### TASK:
Please transcribe the data below exactly. Leave the pictures out.

### SOURCE MATERIAL:
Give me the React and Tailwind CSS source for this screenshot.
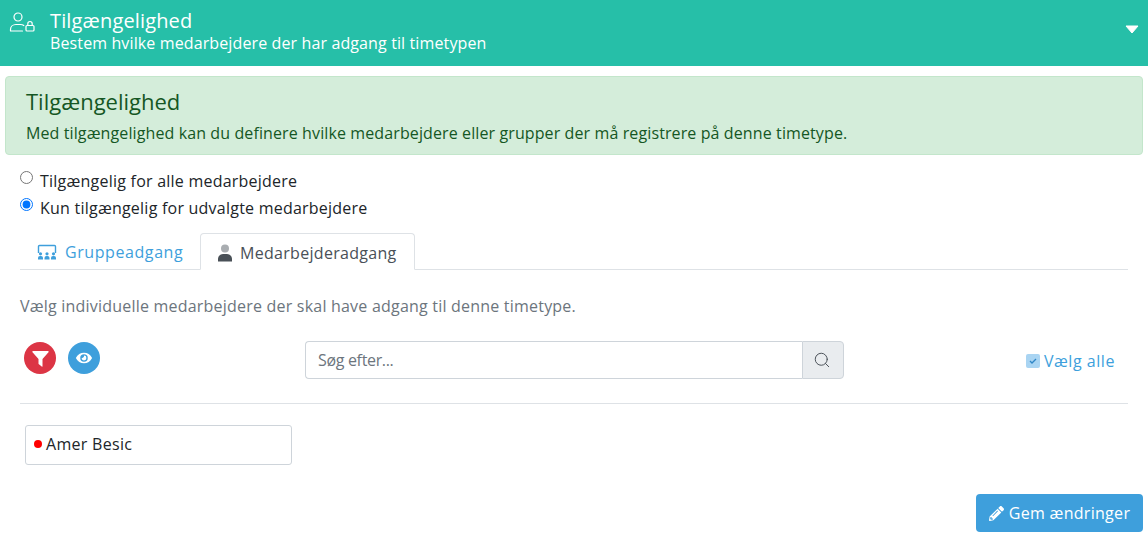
import { Search } from 'lucide-react'
import { FaPencilAlt } from 'react-icons/fa'

const UserLockIcon = () => (
  <svg width="28" height="24" viewBox="0 0 28 24" fill="none" stroke="white" strokeWidth="1.2" className="shrink-0 mt-[1px]">
    <circle cx="9" cy="7" r="4" />
    <path d="M1.5 21v-1.5c0-3 2.500-5 5.500-5h4.500c1.500 0 2.500.4 3.300 1M1.500 21h12" strokeLinecap="round" />
    <rect x="17" y="15.500" width="8" height="5.500" rx="1" />
    <path d="M18.800 15.500v-1.800a2.200 2.200 0 0 1 4.400 0v1.800" />
  </svg>
)

const GroupIcon = () => (
  <svg width="20" height="16" viewBox="0 0 20 16" className="shrink-0">
    <path d="M1.500 9V2.500a1 1 0 0 1 1-1h15a1 1 0 0 1 1 1V9" fill="none" stroke="#3e9fdc" strokeWidth="1.400" />
    {[3.500, 10, 16.500].map((x) => (
      <g key={x} fill="#3e9fdc">
        <circle cx={x} cy="9.800" r="1.600" />
        <path d={`M${x - 2.500} 15.500v-1.500a2 2 0 0 1 2-2h1a2 2 0 0 1 2 2v1.500z`} />
      </g>
    ))}
  </svg>
)

const PersonIcon = () => (
  <svg width="16" height="18" viewBox="0 0 16 18" className="shrink-0">
    <circle cx="8" cy="4.500" r="4" fill="#a9adb1" />
    <path d="M1 17.500v-2.500c0-3 2.500-5 5-5h4c2.500 0 5 2 5 5v2.500z" fill="#495057" />
  </svg>
)

const FunnelIcon = () => (
  <svg width="17" height="17" viewBox="0 0 17 17" fill="white">
    <path d="M1 1h15a.7.7 0 0 1 .5 1.200L10.500 9v7.200a.5.5 0 0 1-.8.4l-2.800-2.300a.8.8 0 0 1-.4-.7V9L.5 2.200A.7.7 0 0 1 1 1z" />
  </svg>
)

const EyeIcon = () => (
  <svg width="18" height="12" viewBox="0 0 20 14">
    <path d="M.5 7C2.500 3 6 .8 10 .8S17.500 3 19.500 7c-2 4-5.500 6.200-9.500 6.200S2.500 11 .5 7z" fill="white" />
    <circle cx="10" cy="7" r="4.400" fill="#3e9fdc" />
    <path d="M10 4.200A2.800 2.800 0 1 1 7.200 7c1 .5 3.300-.5 2.800-2.800z" fill="white" />
  </svg>
)

export default function App() {
  return (
    <div className="w-[1148px] h-[539px] overflow-hidden bg-white text-[16px] text-[#212529] font-['Open_Sans',sans-serif]">
      {/* Header */}
      <div className="h-[66px] bg-[#26bfa8] flex justify-between text-white">
        <div className="flex pl-[9px] pt-[9px] gap-[13px]">
          <UserLockIcon />
          <div>
            <div className="text-[20px] leading-[24px] tracking-[0.15px]">Tilgængelighed</div>
            <div className="text-[16px] leading-[20px] tracking-[0.12px]">Bestem hvilke medarbejdere der har adgang til timetypen</div>
          </div>
        </div>
        <svg width="14" height="9" viewBox="0 0 14 9" className="mt-[25px] mr-[9px]">
          <path d="M1 1h12L7 8z" fill="white" stroke="white" strokeLinejoin="round" />
        </svg>
      </div>

      <div className="px-[5px] pt-[10px]">
        <div className="h-[79px] rounded-[4px] bg-[#d4edda] border border-[#c3e6cb] text-[#155724] px-[20px] pt-[12px]">
          <div className="text-[22px] leading-[24px]">Tilgængelighed</div>
          <div className="mt-[8px] leading-[24px] tracking-[0.11px]">Med tilgængelighed kan du definere hvilke medarbejdere eller grupper der må registrere på denne timetype.</div>
        </div>

        {/* Radios */}
        <div className="pl-[15px] pt-[13px]">
          <label className="flex items-start h-[27px] gap-[7px]">
            <input type="radio" name="access" className="w-[13px] h-[13px] mt-[3px] accent-[#0075ff]" />
            <span className="leading-[26px] tracking-[0.23px]">Tilgængelig for alle medarbejdere</span>
          </label>
          <label className="flex items-start h-[27px] gap-[7px]">
            <input type="radio" name="access" defaultChecked className="w-[13px] h-[13px] mt-[3px] accent-[#0075ff]" />
            <span className="leading-[26px] tracking-[0.23px]">Kun tilgængelig for udvalgte medarbejdere</span>
          </label>
        </div>

        <div className="mx-[15px] mt-[11px]">
          {/* Tabs */}
          <div className="flex h-[37px] border-b border-[#dee2e6]">
            <div className="w-[180px] flex items-center gap-[8px] pl-[17px] pt-[2px] text-[#3e9fdc] tracking-[0.58px]">
              <GroupIcon />
              <span>Gruppeadgang</span>
            </div>
            <div className="h-[37px] w-[215px] flex items-center gap-[7px] pl-[16px] pt-[2px] border border-[#dee2e6] border-b-white rounded-t-[4px] bg-white text-[#495057] tracking-[0.3px]">
              <PersonIcon />
              <span>Medarbejderadgang</span>
            </div>
          </div>

          <p className="mt-[26px] leading-[20px] text-[#6c757d] tracking-[0.21px]">Vælg individuelle medarbejdere der skal have adgang til denne timetype.</p>

          {/* Toolbar */}
          <div className="flex items-start mt-[26px] h-[62px] border-b border-[#dee2e6]">
            <div className="flex gap-[12px] pl-[4px] w-[285px]">
              <button className="w-[32px] h-[32px] rounded-full bg-[#dc3545] flex items-center justify-center"><FunnelIcon /></button>
              <button className="w-[32px] h-[32px] rounded-full bg-[#3e9fdc] flex items-center justify-center"><EyeIcon /></button>
            </div>
            <div className="flex w-[539px] h-[38px] -mt-[1px]">
              <div className="flex-1 border border-r-0 border-[#ced4da] rounded-l-[4px] px-[12px] flex items-center text-[#6c757d] tracking-[-0.33px]">Søg efter...</div>
              <div className="w-[42px] bg-[#e9ecef] border border-[#ced4da] rounded-r-[4px] flex items-center justify-center pr-[2px]">
                <Search size={18} strokeWidth={1.300} className="text-[#495057]" />
              </div>
            </div>
            <label className="ml-auto mr-[13px] mt-[8px] flex items-center gap-[4px] text-[#3e9fdc] leading-[22px] tracking-[0.55px]">
              <span className="w-[14px] h-[14px] rounded-[2px] bg-[#a9d4f2] flex items-center justify-center">
                <svg width="8" height="6" viewBox="0 0 8 6" fill="none" stroke="#2f86c6" strokeWidth="1.300"><path d="M1 3l2 2 4-4" /></svg>
              </span>
              Vælg alle
            </label>
          </div>

          {/* Employee */}
          <div className="mt-[21px] ml-[5px] w-[267px] h-[40px] border border-[#ced4da] rounded-[3px] flex items-center pl-[8px] gap-[4px] pb-[2px] tracking-[0.3px]">
            <span className="w-[8px] h-[8px] rounded-full bg-[#ff0000]" />
            Amer Besic
          </div>
        </div>

        <div className="flex justify-end mt-[29px]">
          <button className="w-[167px] h-[38px] rounded-[4px] bg-[#3e9fdc] text-white flex items-center justify-center gap-[5px] tracking-[0.3px]">
            <FaPencilAlt size={15} />
            Gem ændringer
          </button>
        </div>
      </div>
    </div>
  )
}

### TASK RESPONSE:
Give me the React and Tailwind CSS source for this screenshot.
import { Search } from 'lucide-react'
import { FaPencilAlt } from 'react-icons/fa'

const UserLockIcon = () => (
  <svg width="28" height="24" viewBox="0 0 28 24" fill="none" stroke="white" strokeWidth="1.2" className="shrink-0 mt-[1px]">
    <circle cx="9" cy="7" r="4" />
    <path d="M1.5 21v-1.5c0-3 2.500-5 5.500-5h4.500c1.500 0 2.500.4 3.300 1M1.500 21h12" strokeLinecap="round" />
    <rect x="17" y="15.500" width="8" height="5.500" rx="1" />
    <path d="M18.800 15.500v-1.800a2.200 2.200 0 0 1 4.400 0v1.800" />
  </svg>
)

const GroupIcon = () => (
  <svg width="20" height="16" viewBox="0 0 20 16" className="shrink-0">
    <path d="M1.500 9V2.500a1 1 0 0 1 1-1h15a1 1 0 0 1 1 1V9" fill="none" stroke="#3e9fdc" strokeWidth="1.400" />
    {[3.500, 10, 16.500].map((x) => (
      <g key={x} fill="#3e9fdc">
        <circle cx={x} cy="9.800" r="1.600" />
        <path d={`M${x - 2.500} 15.500v-1.500a2 2 0 0 1 2-2h1a2 2 0 0 1 2 2v1.500z`} />
      </g>
    ))}
  </svg>
)

const PersonIcon = () => (
  <svg width="16" height="18" viewBox="0 0 16 18" className="shrink-0">
    <circle cx="8" cy="4.500" r="4" fill="#a9adb1" />
    <path d="M1 17.500v-2.500c0-3 2.500-5 5-5h4c2.500 0 5 2 5 5v2.500z" fill="#495057" />
  </svg>
)

const FunnelIcon = () => (
  <svg width="17" height="17" viewBox="0 0 17 17" fill="white">
    <path d="M1 1h15a.7.7 0 0 1 .5 1.200L10.500 9v7.200a.5.5 0 0 1-.8.4l-2.800-2.300a.8.8 0 0 1-.4-.7V9L.5 2.200A.7.7 0 0 1 1 1z" />
  </svg>
)

const EyeIcon = () => (
  <svg width="18" height="12" viewBox="0 0 20 14">
    <path d="M.5 7C2.500 3 6 .8 10 .8S17.500 3 19.500 7c-2 4-5.500 6.200-9.500 6.200S2.500 11 .5 7z" fill="white" />
    <circle cx="10" cy="7" r="4.400" fill="#3e9fdc" />
    <path d="M10 4.200A2.800 2.800 0 1 1 7.200 7c1 .5 3.300-.5 2.800-2.800z" fill="white" />
  </svg>
)

export default function App() {
  return (
    <div className="w-[1148px] h-[539px] overflow-hidden bg-white text-[16px] text-[#212529] font-['Open_Sans',sans-serif]">
      {/* Header */}
      <div className="h-[66px] bg-[#26bfa8] flex justify-between text-white">
        <div className="flex pl-[9px] pt-[9px] gap-[13px]">
          <UserLockIcon />
          <div>
            <div className="text-[20px] leading-[24px] tracking-[0.15px]">Tilgængelighed</div>
            <div className="text-[16px] leading-[20px] tracking-[0.12px]">Bestem hvilke medarbejdere der har adgang til timetypen</div>
          </div>
        </div>
        <svg width="14" height="9" viewBox="0 0 14 9" className="mt-[25px] mr-[9px]">
          <path d="M1 1h12L7 8z" fill="white" stroke="white" strokeLinejoin="round" />
        </svg>
      </div>

      <div className="px-[5px] pt-[10px]">
        <div className="h-[79px] rounded-[4px] bg-[#d4edda] border border-[#c3e6cb] text-[#155724] px-[20px] pt-[12px]">
          <div className="text-[22px] leading-[24px]">Tilgængelighed</div>
          <div className="mt-[8px] leading-[24px] tracking-[0.11px]">Med tilgængelighed kan du definere hvilke medarbejdere eller grupper der må registrere på denne timetype.</div>
        </div>

        {/* Radios */}
        <div className="pl-[15px] pt-[13px]">
          <label className="flex items-start h-[27px] gap-[7px]">
            <input type="radio" name="access" className="w-[13px] h-[13px] mt-[3px] accent-[#0075ff]" />
            <span className="leading-[26px] tracking-[0.23px]">Tilgængelig for alle medarbejdere</span>
          </label>
          <label className="flex items-start h-[27px] gap-[7px]">
            <input type="radio" name="access" defaultChecked className="w-[13px] h-[13px] mt-[3px] accent-[#0075ff]" />
            <span className="leading-[26px] tracking-[0.23px]">Kun tilgængelig for udvalgte medarbejdere</span>
          </label>
        </div>

        <div className="mx-[15px] mt-[11px]">
          {/* Tabs */}
          <div className="flex h-[37px] border-b border-[#dee2e6]">
            <div className="w-[180px] flex items-center gap-[8px] pl-[17px] pt-[2px] text-[#3e9fdc] tracking-[0.58px]">
              <GroupIcon />
              <span>Gruppeadgang</span>
            </div>
            <div className="h-[37px] w-[215px] flex items-center gap-[7px] pl-[16px] pt-[2px] border border-[#dee2e6] border-b-white rounded-t-[4px] bg-white text-[#495057] tracking-[0.3px]">
              <PersonIcon />
              <span>Medarbejderadgang</span>
            </div>
          </div>

          <p className="mt-[26px] leading-[20px] text-[#6c757d] tracking-[0.21px]">Vælg individuelle medarbejdere der skal have adgang til denne timetype.</p>

          {/* Toolbar */}
          <div className="flex items-start mt-[26px] h-[62px] border-b border-[#dee2e6]">
            <div className="flex gap-[12px] pl-[4px] w-[285px]">
              <button className="w-[32px] h-[32px] rounded-full bg-[#dc3545] flex items-center justify-center"><FunnelIcon /></button>
              <button className="w-[32px] h-[32px] rounded-full bg-[#3e9fdc] flex items-center justify-center"><EyeIcon /></button>
            </div>
            <div className="flex w-[539px] h-[38px] -mt-[1px]">
              <div className="flex-1 border border-r-0 border-[#ced4da] rounded-l-[4px] px-[12px] flex items-center text-[#6c757d] tracking-[-0.33px]">Søg efter...</div>
              <div className="w-[42px] bg-[#e9ecef] border border-[#ced4da] rounded-r-[4px] flex items-center justify-center pr-[2px]">
                <Search size={18} strokeWidth={1.300} className="text-[#495057]" />
              </div>
            </div>
            <label className="ml-auto mr-[13px] mt-[8px] flex items-center gap-[4px] text-[#3e9fdc] leading-[22px] tracking-[0.55px]">
              <span className="w-[14px] h-[14px] rounded-[2px] bg-[#a9d4f2] flex items-center justify-center">
                <svg width="8" height="6" viewBox="0 0 8 6" fill="none" stroke="#2f86c6" strokeWidth="1.300"><path d="M1 3l2 2 4-4" /></svg>
              </span>
              Vælg alle
            </label>
          </div>

          {/* Employee */}
          <div className="mt-[21px] ml-[5px] w-[267px] h-[40px] border border-[#ced4da] rounded-[3px] flex items-center pl-[8px] gap-[4px] pb-[2px] tracking-[0.3px]">
            <span className="w-[8px] h-[8px] rounded-full bg-[#ff0000]" />
            Amer Besic
          </div>
        </div>

        <div className="flex justify-end mt-[29px]">
          <button className="w-[167px] h-[38px] rounded-[4px] bg-[#3e9fdc] text-white flex items-center justify-center gap-[5px] tracking-[0.3px]">
            <FaPencilAlt size={15} />
            Gem ændringer
          </button>
        </div>
      </div>
    </div>
  )
}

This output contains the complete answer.